Extract each line containing the string "page".

[Start DATA SUPPLIED]

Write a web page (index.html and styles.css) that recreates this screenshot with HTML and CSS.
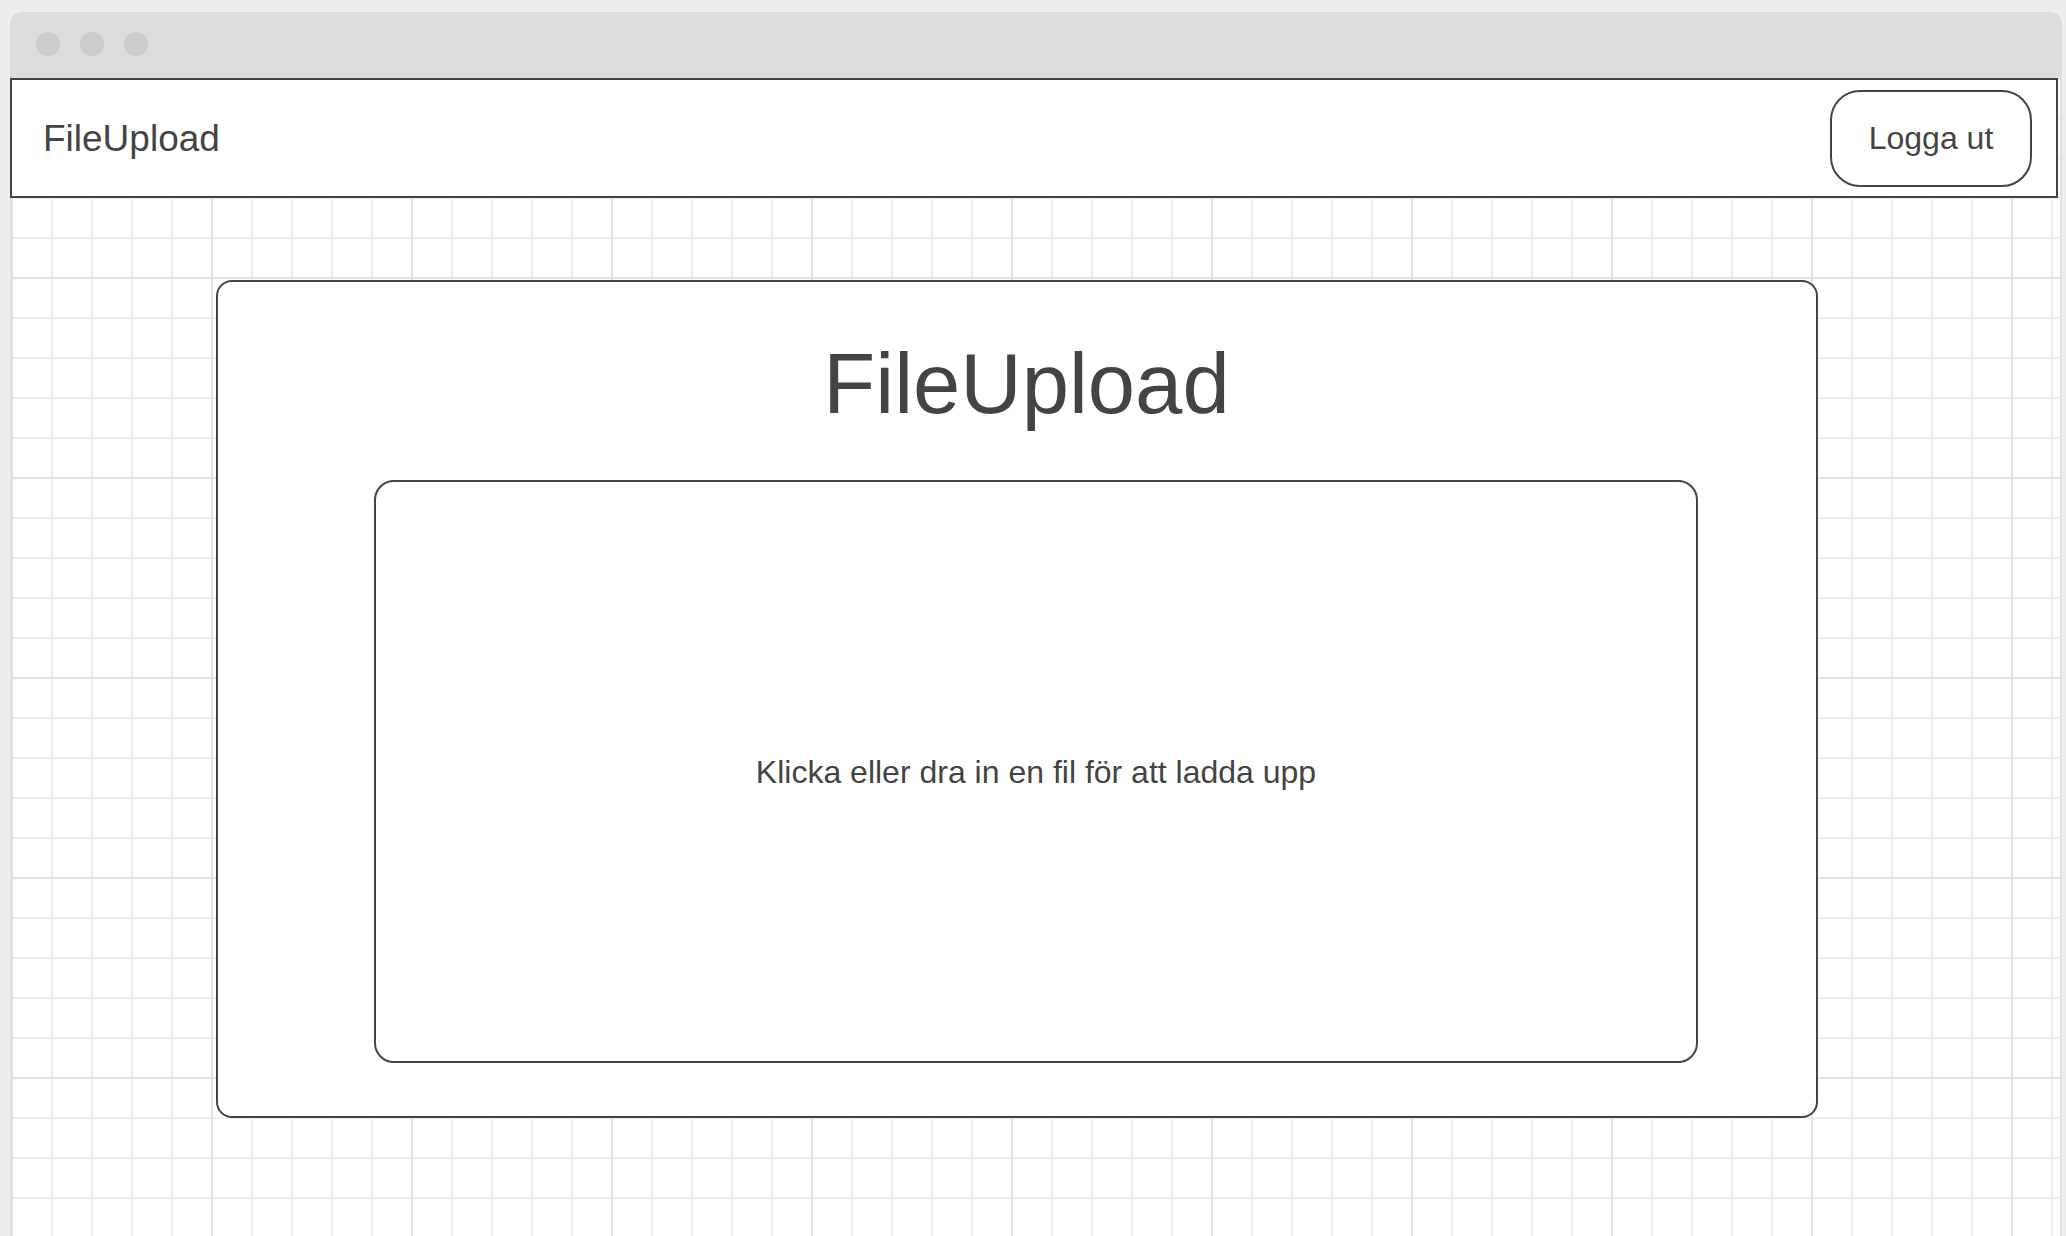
FILE: index.html
```html
<!DOCTYPE html>
<html lang="sv">
<head>
<meta charset="utf-8">
<title>FileUpload</title>
<link rel="stylesheet" href="styles.css">
</head>
<body>
<div class="window">
  <div class="titlebar">
    <span class="dot"></span>
    <span class="dot"></span>
    <span class="dot"></span>
  </div>
  <div class="viewport">
    <header class="navbar">
      <div class="brand">FileUpload</div>
      <button class="logout">Logga ut</button>
    </header>
    <main class="card">
      <h1 class="title">FileUpload</h1>
      <div class="dropzone">Klicka eller dra in en fil för att ladda upp</div>
    </main>
  </div>
</div>
</body>
</html>
```

FILE: styles.css
```css
* {
  box-sizing: border-box;
}

html, body {
  margin: 0;
  padding: 0;
  height: 100%;
  overflow: hidden;
}

body {
  background: #eeeeee;
  font-family: "Liberation Sans", Arial, sans-serif;
  color: #444444;
}

.window {
  margin: 12px 0 0 10px;
  width: 2052px;
  height: calc(100vh - 12px);
  border-radius: 12px 12px 0 0;
  overflow: hidden;
  display: flex;
  flex-direction: column;
}

.titlebar {
  height: 66px;
  flex: none;
  background: #dddddd;
  display: flex;
  align-items: center;
  gap: 20px;
  padding-left: 26px;
  padding-bottom: 2px;
}

.dot {
  width: 24px;
  height: 24px;
  border-radius: 50%;
  background: #cccccc;
}

.viewport {
  flex: 1;
  border-left: 2px solid #e0e0e0;
  border-right: 2px solid #e0e0e0;
  background-color: #ffffff;
  background-image:
    linear-gradient(to right, #e2e2e2 2px, transparent 2px),
    linear-gradient(to bottom, #e2e2e2 2px, transparent 2px),
    linear-gradient(to right, #eeeeee 2px, transparent 2px),
    linear-gradient(to bottom, #eeeeee 2px, transparent 2px);
  background-size: 200px 200px, 200px 200px, 40px 40px, 40px 40px;
  background-position: 199px 199px, 199px 199px, 39px 39px, 39px 39px;
  display: flex;
  flex-direction: column;
  align-items: flex-start;
}

.navbar {
  margin-left: -2px;
  width: 2048px;
  height: 120px;
  flex: none;
  border: 2px solid #444444;
  background: #ffffff;
  display: flex;
  align-items: center;
  justify-content: space-between;
  padding: 0 24px 0 31px;
}

.brand {
  font-size: 37px;
  line-height: 1;
  color: #444444;
}

.logout {
  width: 202px;
  height: 97px;
  border: 2px solid #444444;
  border-radius: 30px;
  background: #ffffff;
  font-family: "Liberation Sans", Arial, sans-serif;
  font-size: 32px;
  color: #444444;
  padding: 0;
  margin-top: 1px;
}

.card {
  margin: 82px 0 0 204px;
  width: 1602px;
  height: 838px;
  flex: none;
  border: 2px solid #444444;
  border-radius: 16px;
  background: #ffffff;
  padding: 60px 118px 53px 156px;
  display: flex;
  flex-direction: column;
}

.title {
  margin: 0;
  font-size: 85px;
  line-height: 84px;
  font-weight: normal;
  text-align: center;
  padding-right: 19px;
  color: #444444;
}

.dropzone {
  margin-top: 54px;
  height: 583px;
  border: 2px solid #444444;
  border-radius: 20px;
  display: flex;
  align-items: center;
  justify-content: center;
  padding-top: 1px;
  font-size: 32px;
  color: #444444;
}
```
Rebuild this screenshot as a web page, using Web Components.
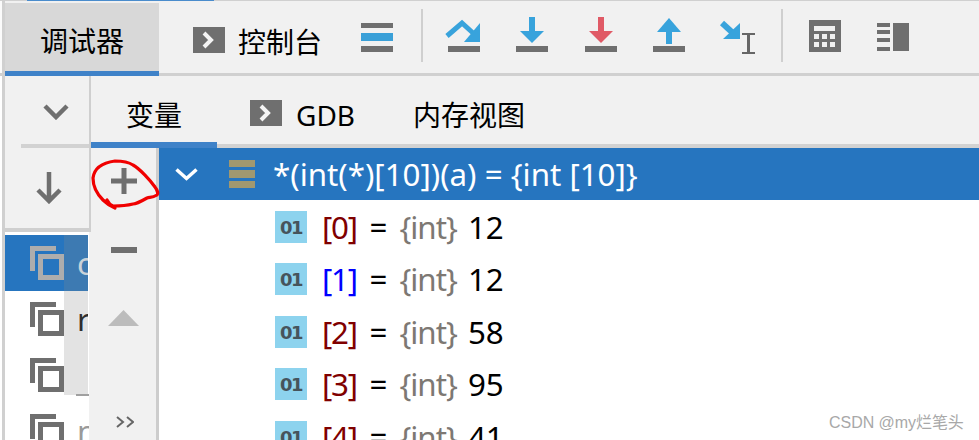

[End DATA SUPPLIED]

### THE SOLUTION
Write a web page (index.html and styles.css) that recreates this screenshot with HTML and CSS.
Rebuild this screenshot as a web page, using Web Components.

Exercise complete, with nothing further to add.